I wanted Jim and the Master to meet, so here we are.
An Unexpected Visitor
Jim returned home that evening to find the door kicked in.
He knew it wasn't Seb. As unorthodox as that man was, at least when he forgot his keys he had the decency to pick the lock rather than break down the door.
There was also the matter of the door itself being discretely constructed from reinforced steel.
An impact like this should have made one hell of a noise, and the fact that apparently no one had done anything irked him. How unfortunate, he thought to himself, that his neighbour's scandalous affair and the security guard's questionable sexual activities would have to come to light so early.
Jim silently stepped inside, noting the damage as he slipped past: the steel had crumpled under the impact of what appeared to be a well-placed and impossibly powerful kick. He couldn't fault the accuracy, it was precisely where he would have ordered the explosive to be set.
Glancing at the alarm, he was both impressed and slightly unnerved to see that it had been disabled. No mean feat considering the intruder had had precisely five seconds to notice, open and disable it before the whole place was incinerated.
He took out his phone and sent a quick message:
Our flat. Now.
Stepping further into the flat, Jim was intrigued to find nothing moved or missing. Any single item could have fetched a thief a considerable amount of money if sold to the right people (although they would not have enjoyed having the money long, for all the right people were his people) and yet everything was untouched.
Except, judging by the sounds coming from that direction, the kitchen.
As he approached the half-open door he wondered if this were a bad idea; who knew how far away Seb was, which meant the only protection he had was the bodyguard following silently, a respectful number of steps behind. The large man was very much the consummate professional, his weapon already unholstered, his forefinger resting motionless on the trigger.

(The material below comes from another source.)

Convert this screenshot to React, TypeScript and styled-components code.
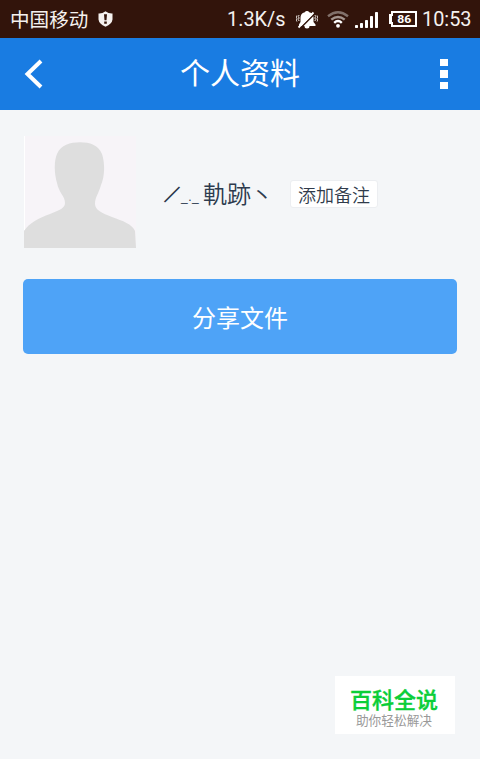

Boring, thought Jim. Throwing caution to the wind (and idly wondering how he would have disposed of the cat had he been Curiosity), he slowly eased the door fully open.
Sat at the kitchen table was a thoroughly dishevelled man with dirty blonde hair, dressed in a black hooded top and trousers. His stubble was flecked with pieces of flesh and bone from the raw chicken he was in the process of tearing apart with his bare hands, shovelling the chunks into his mouth. There had been two whole chickens in the fridge earlier that day, and Jim spotted the remains of one of them on the table and on the floor. His attention, however, was elsewhere.
'Well I wasn't expecting this,' he said, his eyes transfixed upon the face of Harold Saxon.
The man ignored him, continuing to devour his meal. Jim slowly began walking along kitchen wall, hands in his pockets, his complete attention on the former Prime Minister of Great Britain.
'I was going to cook that,' he said, continuing in his relaxed tone.
The intruder grunted, finishing off a wing. 'I was hungry.'
Jim's eyes hardened. He dropped the pretence of normality.
'It wasn't for you,' he snapped, coming to a standstill.
The Master finally raised his head and acknowledged Jim's presence for the first time. Two dark, cold pairs of eyes met; a silent struggle for dominance began.
'Get rid of him,' he muttered after a long and tense silence.
'Who do you think? The one pointing the gun at my head.'
'And why should I do that?'
The man before him grinned, leaning forward. 'Then I won't tell you how I broke in.'
Without breaking eye contact Jim signalled his bodyguard to stand down.
'Do people still have henchmen these days?' asked the Master, idly picking at the remains of the chicken.
'Call me old-fashioned,' replied Jim. He smiled mirthlessly, evidently waiting for the explanation.
Another lengthy pause followed. Neither of them moved a muscle, simply analysing each other, searching for their weaknesses.
The Master was the first to move, abruptly sitting back in his chair and wiping his filthy hands on his trousers.
'I've been running. For as long as I can remember.'
'Running from who?'
'The only man who can save me.'
Whoever this man truly was, Jim knew he would be a valuable asset to have under his control. So he smiled - a genuine smile this time, something far more disturbing to see than his false one.